I have a simple XML file:
<?xml version="1.0" encoding="UTF-8"?>
<ItemList>
<Item id="1">
<Clothes>
<element1>Test Cloth</element1>
<element2>1</element2>
<element3>true</element3>
<element4>1</element4>
<element5>100</element5>
<element6>4</element6>
<element7>false</element7>
</Clothes>
</Item>
</ItemList>
Java:
InputStream is = ItemsLoader.class.getResourceAsStream("ItemList.xml");
DocumentBuilderFactory dbFactory = DocumentBuilderFactory.newInstance();
DocumentBuilder dBuilder = dbFactory.newDocumentBuilder();
Document doc = dBuilder.parse(is);
doc.getDocumentElement().normalize();
NodeList nList = doc.getElementsByTagName("Item");
for (int i = 0; i < nList.getLength(); i++) {
Node nNode = nList.item(i);
Element eItemElement = (Element)nNode;
Node elementNode = eItemElement.getFirstChild();
System.out.println("Item Node name: " + nNode.getNodeName());
System.out.println("Element Node name: " + elementNode.getNodeName());
}
My output is:
Item
text#
Why i can't get the child node? The child node of Item should be 'Clothes'..
Thanks for support!
Upvotes: 1
Views: 63
Reputation: 16736
That's because your input XML is indented, and as such, it has whitespace characters.
The first child of Item
is actually a text node, containing all the spaces/tabs/newlines that exist between the >
of Item
and the <
of Clothes
.
If you want to avoid this, you'll have to either condense your XML file so it doesn't contain whitespaces between tags, or to set your JAXP parser to "validating mode" and set it to avoid ignorable whitespaces.
Upvotes: 1
Reputation: 23637
This <item>
element has one child Node:
<Item id="1"><Clothes>...</Clothes></Item>
This other one has three. Two of them are invisible:
<Item id="1">
<Clothes>...</Clothes>
</Item>
The invisible nodes are shown here (I replaced them with [#...#]
):
<Item id="1">[#
#####]<Clothes>...</Clothes>[#]
</Item>
They are text nodes (Text) and they contain all the whitespace characters until the next node of a different type. When you use a method such as getFirstChild()
which returns Node
, you will get the first Node
whatever its type is. You can't always assume it will be an element, unless you have striped all spaces between elements when parsing the source document. It still might not be a document Comment nodes and Processing Instruction nodes also count as children.

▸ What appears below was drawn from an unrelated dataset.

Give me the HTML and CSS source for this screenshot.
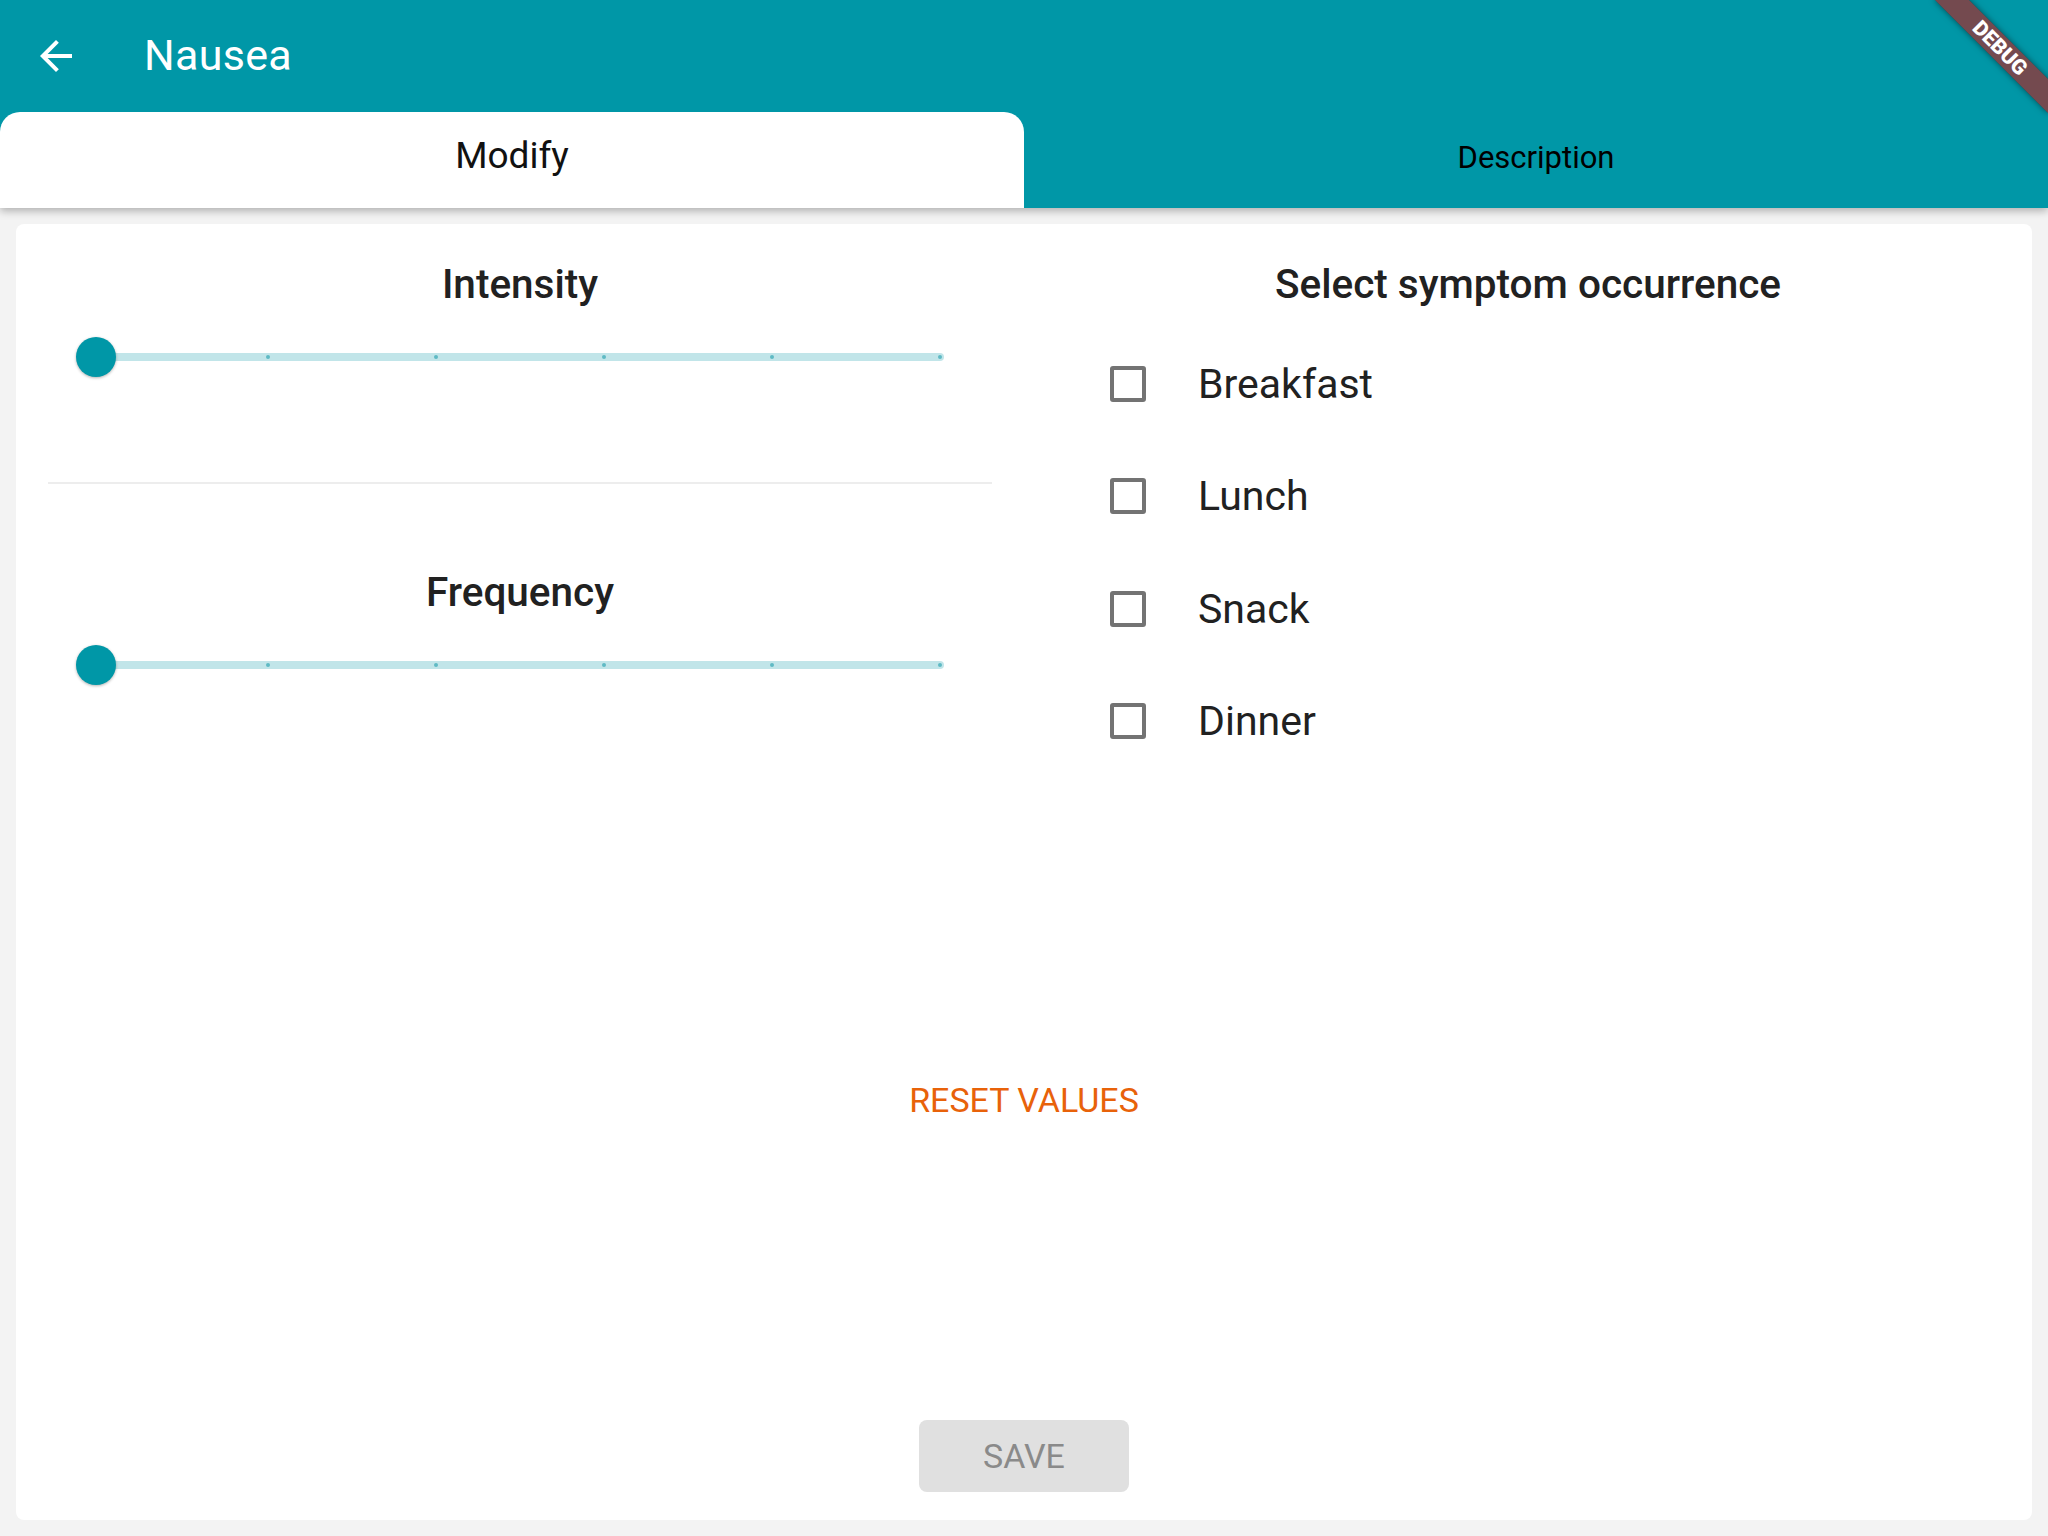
FILE: index.html
```html
<!DOCTYPE html>
<html>
<head>
<meta charset="utf-8">
<link rel="stylesheet" href="styles.css">
</head>
<body>
<div class="app">
  <header class="appbar">
    <div class="toolbar">
      <svg class="back" viewBox="0 0 24 24" width="48" height="48"><path d="M20 11H7.83l5.59-5.59L12 4l-8 8 8 8 1.41-1.41L7.83 13H20v-2z" fill="#fff"/></svg>
      <div class="title">Nausea</div>
    </div>
    <div class="tabs">
      <div class="tab active">Modify</div>
      <div class="tab">Description</div>
    </div>
  </header>
  <main class="main">
    <section class="card">
      <div class="row">
        <div class="col">
          <h2 class="heading">Intensity</h2>
          <div class="slider">
            <div class="track"><span class="tick"></span><span class="tick"></span><span class="tick"></span><span class="tick"></span><span class="tick"></span><span class="tick"></span></div>
            <div class="thumb"></div>
          </div>
          <div class="divider"></div>
          <h2 class="heading heading-second">Frequency</h2>
          <div class="slider">
            <div class="track"><span class="tick"></span><span class="tick"></span><span class="tick"></span><span class="tick"></span><span class="tick"></span><span class="tick"></span></div>
            <div class="thumb"></div>
          </div>
        </div>
        <div class="col">
          <h2 class="heading">Select symptom occurrence</h2>
          <div class="checks">
            <div class="check"><span class="box"></span><span class="label">Breakfast</span></div>
            <div class="check"><span class="box"></span><span class="label">Lunch</span></div>
            <div class="check"><span class="box"></span><span class="label">Snack</span></div>
            <div class="check"><span class="box"></span><span class="label">Dinner</span></div>
          </div>
        </div>
      </div>
      <div class="reset">RESET VALUES</div>
      <div class="save-wrap"><div class="save">SAVE</div></div>
    </section>
  </main>
  <div class="debug">DEBUG</div>
</div>
</body>
</html>
```
FILE: styles.css
```css
html, body {
  margin: 0;
  padding: 0;
}
body {
  width: 2048px;
  height: 1536px;
  overflow: hidden;
  font-family: Roboto, "Noto Sans", sans-serif;
}
.app {
  position: relative;
  width: 2048px;
  height: 1536px;
  overflow: hidden;
  background: #f3f3f3;
  display: flex;
  flex-direction: column;
}
.appbar {
  background: #0097a7;
  box-shadow: 0 3px 8px rgba(0, 0, 0, 0.28);
  position: relative;
  z-index: 2;
}
.toolbar {
  height: 112px;
  display: flex;
  align-items: center;
}
.back {
  margin-left: 32px;
  width: 48px;
  height: 48px;
  flex: none;
}
.title {
  margin-left: 64px;
  margin-bottom: 2px;
  color: #fff;
  font-size: 43px;
  font-weight: 400;
  letter-spacing: 0.3px;
}
.tabs {
  height: 96px;
  display: flex;
}
.tab {
  flex: 1;
  box-sizing: border-box;
  display: flex;
  align-items: center;
  justify-content: center;
  color: #000;
  font-size: 31px;
  padding-bottom: 6px;
}
.tab.active {
  background: #fff;
  border-radius: 20px 20px 0 0;
  font-size: 37px;
  color: #111;
  padding-bottom: 9px;
}
.main {
  flex: 1;
  display: flex;
  padding: 16px;
}
.card {
  flex: 1;
  background: #fff;
  border-radius: 8px;
  display: flex;
  flex-direction: column;
  padding-bottom: 28px;
}
.row {
  display: flex;
}
.col {
  flex: 1;
  padding: 0 32px;
}
.heading {
  margin: 36px 0 0;
  font-size: 40.5px;
  font-weight: 500;
  color: #212121;
  text-align: center;
  line-height: normal;
}
.heading-second {
  margin-top: 84px;
}
.slider {
  position: relative;
  height: 96px;
  margin-top: 1px;
  display: flex;
  align-items: center;
}
.track {
  flex: 1;
  margin: 0 48px;
  height: 8px;
  border-radius: 4px;
  background: #c1e5e9;
  display: flex;
  align-items: center;
  justify-content: space-between;
  padding: 0 2px;
}
.tick {
  width: 4px;
  height: 4px;
  border-radius: 50%;
  background: #5fbac4;
}
.thumb {
  position: absolute;
  left: 28px;
  top: 28px;
  width: 40px;
  height: 40px;
  border-radius: 50%;
  background: #0097a7;
  box-shadow: 0 1px 3px rgba(0, 0, 0, 0.3);
}
.divider {
  margin-top: 77px;
  height: 2px;
  background: #ededed;
}
.checks {
  margin-top: 20px;
}
.check {
  height: 112.3px;
  display: flex;
  align-items: center;
}
.box {
  box-sizing: border-box;
  width: 36px;
  height: 36px;
  margin-left: 54px;
  border: 4px solid #737373;
  border-radius: 3px;
  flex: none;
}
.label {
  margin-left: 52px;
  font-size: 41px;
  color: #212121;
}
.reset {
  margin-top: 303px;
  align-self: center;
  font-size: 34px;
  color: #e8620a;
  line-height: normal;
}
.save-wrap {
  margin-top: auto;
  display: flex;
  justify-content: center;
}
.save {
  width: 210px;
  height: 72px;
  border-radius: 8px;
  background: #e0e0e0;
  color: #8a8a8a;
  font-size: 34px;
  display: flex;
  align-items: center;
  justify-content: center;
}
.debug {
  position: absolute;
  left: 1920px;
  top: 36px;
  width: 160px;
  height: 24px;
  transform: rotate(45deg);
  background: rgba(183, 28, 28, 0.63);
  box-shadow: 0 0 6px rgba(0, 0, 0, 0.5);
  color: #fff;
  font-size: 21px;
  font-weight: 900;
  line-height: 24px;
  text-align: center;
  z-index: 5;
}
```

The safe way to access your child element nodes is to test whether the node is actually an element. You can do that comparing the node type which you can obtain via the getNodeType() method and the constants in the Node
interface which represent node types and skip the nodes which are not elements.
if(node.getNodeType() == Node.ELEMENT_NODE) {
// this is an element!
Element myElement = (Node)node;
}
You can also use other APIs like DOM4J or JDOM which include extra methods that return child elements, a standard XPath API where you can get a NodeList of elements as the result, or standard DOM methods such as getElementsByTagName which you can call from your context element reference and get all descendant elements from your subtree.
In your program, you can retrieve the Clothes
element node by extracting the iterating on the getChildNodes()
node list and getting the first node that has a node type matching Node.ELEMENT_NODE
.
Upvotes: 2